* [YOUR GOAL] Find the string "styles" and gather every line that holds it.
┄┄┄┄┄┄
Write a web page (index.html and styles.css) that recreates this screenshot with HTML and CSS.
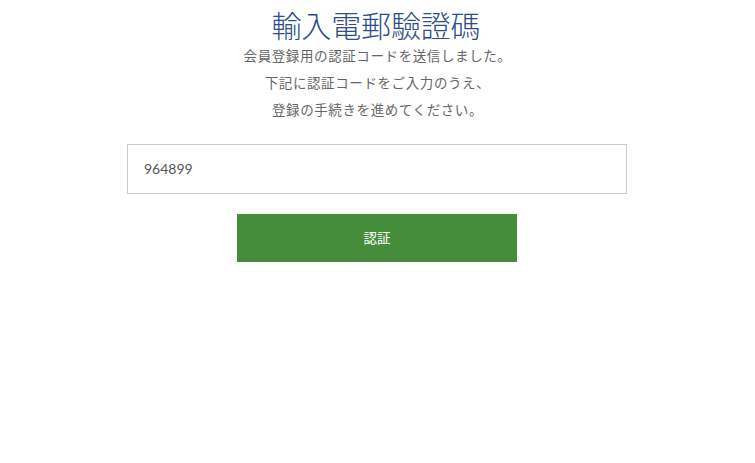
FILE: index.html
```html
<!DOCTYPE html>
<html lang="ja">
<head>
  <meta charset="utf-8">
  <title>輸入電郵驗證碼</title>
  <link rel="stylesheet" href="styles.css">
</head>
<body class="body">
<h1 class="title">輸入電郵驗證碼</h1>
<p class="lead">会員登録用の認証コードを送信しました。<br>
下記に認証コードをご入力のうえ、<br>
登録の手続きを進めてください。</p>
<form class="form">
  <input class="code" type="text" value="964899">
  <button class="submit" type="button">認証</button>
</form>
</body>
</html>
```

FILE: styles.css
```css
.body { margin:0; padding-right:1px; background:#FFFFFF; font-family:Lato,"Noto Sans CJK JP",sans-serif; color:#444444; }
.title { margin:0; padding:8px 2px 0 0; font-size:30px; line-height:34px; font-weight:300; letter-spacing:-0.15px; text-align:center; color:#2e4c8a; }
.lead { margin:0; padding:1px 0 0 1px; font-size:13.5px; line-height:27px; letter-spacing:0.6px; text-align:center; color:#666666; }
.form { display:flex; flex-direction:column; align-items:center; padding-top:20px; }
.code { box-sizing:border-box; width:500px; height:50px; padding:0 16px 2px; border:1px solid #cccccc; font-family:inherit; font-size:14px; color:#555555; }
.submit { width:280px; height:48px; margin-top:20px; padding:0 0 2px; border:0; background:#458d3a; color:#FFFFFF; font-family:inherit; font-size:13.5px; }
```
┄┄┄┄┄┄
* [OUTPUT BELOW]
Write a web page (index.html and styles.css) that recreates this screenshot with HTML and CSS.
  <link rel="stylesheet" href="styles.css">
FILE: styles.css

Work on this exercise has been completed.